Newton – Sim. Quem ficou mais tempo na prisão fui eu e o Zé Gregório. Ficamos uns três dias. Como foi decidida a greve, lembro que não houve na diretoria grandes atritos, alguém que se colocasse contra. Entramos todos de cabeça. Agora, uma outra que foi marcada, lembro que foi aprovada na Galvão Bueno, e nós viemos para Santo Amaro. A maioria dos trabalhadores não estava a fim. Marca a reunião, a massa vem e desaprova. Sei que houve atrito com a oposição, que trouxe até o pessoal dos químicos, para ver se conseguia aprovação, mas não.

C- E vai para a eleição de 1984, como é que foi essa composição de chapa…
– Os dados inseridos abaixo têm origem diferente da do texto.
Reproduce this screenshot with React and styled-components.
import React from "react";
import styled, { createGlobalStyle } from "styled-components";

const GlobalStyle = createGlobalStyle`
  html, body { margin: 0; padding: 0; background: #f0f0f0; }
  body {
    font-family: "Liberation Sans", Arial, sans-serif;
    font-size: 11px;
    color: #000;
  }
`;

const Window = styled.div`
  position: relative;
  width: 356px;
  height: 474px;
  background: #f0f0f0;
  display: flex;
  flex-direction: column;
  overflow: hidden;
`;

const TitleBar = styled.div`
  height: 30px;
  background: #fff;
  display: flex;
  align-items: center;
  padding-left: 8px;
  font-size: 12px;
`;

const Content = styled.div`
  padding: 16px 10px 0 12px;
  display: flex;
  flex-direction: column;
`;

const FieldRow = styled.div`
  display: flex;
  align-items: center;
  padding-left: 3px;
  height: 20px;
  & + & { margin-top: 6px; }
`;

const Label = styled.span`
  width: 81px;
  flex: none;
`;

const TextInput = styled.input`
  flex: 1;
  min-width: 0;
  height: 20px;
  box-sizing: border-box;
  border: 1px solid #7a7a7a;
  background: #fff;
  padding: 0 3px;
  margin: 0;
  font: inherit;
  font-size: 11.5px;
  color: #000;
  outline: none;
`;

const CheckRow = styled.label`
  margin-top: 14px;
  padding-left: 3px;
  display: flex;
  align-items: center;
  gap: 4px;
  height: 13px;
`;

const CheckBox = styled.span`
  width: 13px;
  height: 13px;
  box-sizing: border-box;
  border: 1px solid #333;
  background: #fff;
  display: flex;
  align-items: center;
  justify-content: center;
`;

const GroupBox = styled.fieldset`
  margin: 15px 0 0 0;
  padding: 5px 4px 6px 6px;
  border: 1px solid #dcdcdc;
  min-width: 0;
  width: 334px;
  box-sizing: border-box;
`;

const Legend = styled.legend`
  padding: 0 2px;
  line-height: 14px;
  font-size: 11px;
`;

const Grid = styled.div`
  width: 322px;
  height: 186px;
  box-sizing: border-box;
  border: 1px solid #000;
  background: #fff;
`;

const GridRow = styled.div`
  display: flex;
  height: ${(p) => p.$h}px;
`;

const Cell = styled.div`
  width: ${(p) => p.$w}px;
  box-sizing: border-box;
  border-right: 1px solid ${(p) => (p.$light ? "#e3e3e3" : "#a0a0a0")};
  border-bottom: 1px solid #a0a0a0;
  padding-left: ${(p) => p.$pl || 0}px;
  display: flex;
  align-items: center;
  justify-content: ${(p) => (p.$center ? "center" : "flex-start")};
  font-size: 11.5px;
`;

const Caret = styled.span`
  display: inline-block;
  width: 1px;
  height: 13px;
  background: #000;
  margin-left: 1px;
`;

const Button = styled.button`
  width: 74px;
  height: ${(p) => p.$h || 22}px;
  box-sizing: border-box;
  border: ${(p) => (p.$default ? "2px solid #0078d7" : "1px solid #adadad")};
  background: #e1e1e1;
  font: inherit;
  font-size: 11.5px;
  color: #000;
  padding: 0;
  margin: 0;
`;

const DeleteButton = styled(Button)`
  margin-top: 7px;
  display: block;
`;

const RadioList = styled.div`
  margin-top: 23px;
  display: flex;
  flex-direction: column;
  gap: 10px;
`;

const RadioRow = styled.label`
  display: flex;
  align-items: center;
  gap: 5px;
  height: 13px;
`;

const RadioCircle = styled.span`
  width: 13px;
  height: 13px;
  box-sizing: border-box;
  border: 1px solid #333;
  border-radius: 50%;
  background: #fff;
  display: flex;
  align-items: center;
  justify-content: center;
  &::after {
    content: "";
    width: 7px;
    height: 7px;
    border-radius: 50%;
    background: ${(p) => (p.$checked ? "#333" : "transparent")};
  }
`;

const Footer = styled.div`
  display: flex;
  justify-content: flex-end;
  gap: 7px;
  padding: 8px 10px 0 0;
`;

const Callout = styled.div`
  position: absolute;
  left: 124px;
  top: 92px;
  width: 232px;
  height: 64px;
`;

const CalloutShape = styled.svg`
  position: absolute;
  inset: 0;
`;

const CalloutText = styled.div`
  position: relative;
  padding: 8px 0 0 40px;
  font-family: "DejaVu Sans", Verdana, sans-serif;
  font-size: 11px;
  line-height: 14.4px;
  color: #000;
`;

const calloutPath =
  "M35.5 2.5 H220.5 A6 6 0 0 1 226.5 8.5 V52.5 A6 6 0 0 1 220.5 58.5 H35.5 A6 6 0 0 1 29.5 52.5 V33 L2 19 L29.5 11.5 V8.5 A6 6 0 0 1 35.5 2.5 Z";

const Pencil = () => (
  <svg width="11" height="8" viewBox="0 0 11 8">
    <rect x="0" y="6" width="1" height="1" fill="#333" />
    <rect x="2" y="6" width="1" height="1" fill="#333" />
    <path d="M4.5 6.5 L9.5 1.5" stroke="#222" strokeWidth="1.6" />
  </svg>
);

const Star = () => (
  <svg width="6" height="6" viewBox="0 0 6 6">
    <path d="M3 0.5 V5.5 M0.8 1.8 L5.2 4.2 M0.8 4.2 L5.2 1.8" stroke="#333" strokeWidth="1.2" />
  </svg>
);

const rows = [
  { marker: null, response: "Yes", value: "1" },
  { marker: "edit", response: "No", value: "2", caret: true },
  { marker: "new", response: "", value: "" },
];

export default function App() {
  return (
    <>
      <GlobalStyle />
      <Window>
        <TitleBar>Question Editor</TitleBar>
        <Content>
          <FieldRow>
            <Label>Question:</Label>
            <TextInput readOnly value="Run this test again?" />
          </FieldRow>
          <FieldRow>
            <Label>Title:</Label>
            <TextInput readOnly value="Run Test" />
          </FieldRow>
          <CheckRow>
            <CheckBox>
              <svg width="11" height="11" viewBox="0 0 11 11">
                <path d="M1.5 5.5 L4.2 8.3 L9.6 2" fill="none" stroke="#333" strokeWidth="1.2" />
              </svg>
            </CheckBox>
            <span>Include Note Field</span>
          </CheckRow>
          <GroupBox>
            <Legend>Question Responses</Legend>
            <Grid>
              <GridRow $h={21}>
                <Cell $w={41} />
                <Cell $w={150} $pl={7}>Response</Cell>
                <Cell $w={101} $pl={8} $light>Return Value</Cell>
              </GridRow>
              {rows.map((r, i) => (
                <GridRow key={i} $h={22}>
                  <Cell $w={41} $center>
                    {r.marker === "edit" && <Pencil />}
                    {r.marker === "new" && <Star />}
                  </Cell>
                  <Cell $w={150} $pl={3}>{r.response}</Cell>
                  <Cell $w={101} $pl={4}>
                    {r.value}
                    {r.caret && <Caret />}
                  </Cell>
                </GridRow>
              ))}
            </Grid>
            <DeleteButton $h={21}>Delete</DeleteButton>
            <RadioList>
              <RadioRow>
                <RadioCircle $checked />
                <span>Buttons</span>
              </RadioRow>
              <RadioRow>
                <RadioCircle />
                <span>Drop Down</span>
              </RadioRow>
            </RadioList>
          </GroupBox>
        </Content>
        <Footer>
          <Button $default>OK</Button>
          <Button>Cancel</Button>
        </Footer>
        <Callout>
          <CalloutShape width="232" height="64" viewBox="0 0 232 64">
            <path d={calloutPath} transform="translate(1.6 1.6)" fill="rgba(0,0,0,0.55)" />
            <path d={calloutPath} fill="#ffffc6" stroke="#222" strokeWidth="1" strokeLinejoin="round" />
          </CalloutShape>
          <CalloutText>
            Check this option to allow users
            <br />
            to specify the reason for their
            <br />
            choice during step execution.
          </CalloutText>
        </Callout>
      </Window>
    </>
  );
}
Newton – Essa eleição nós fizemos, tentamos ampliar o leque da composição, até o Lúcio se tentou trazer.

C – Em 1984 houve uma eleição com chapa única de oposição, só o Bombardi na cabeça.

Newton – Se tentou fazer esse esforço, mas não se conseguiu.

C – Veio Magela, Juruna…

Newton – Veio Magela, Juruna, o Paulinho. Vieram uns outros, pessoas de oposição. Houve neutralidade, que era uns líderes que tinham naquela metalúrgica, como é que chama, aquela que polui o Jabaquara todo. Aliperti, e outras fábricas também. Havia uns que foram neutralizados. Também foi uma eleição muito disputada, decidida pelos aposentados.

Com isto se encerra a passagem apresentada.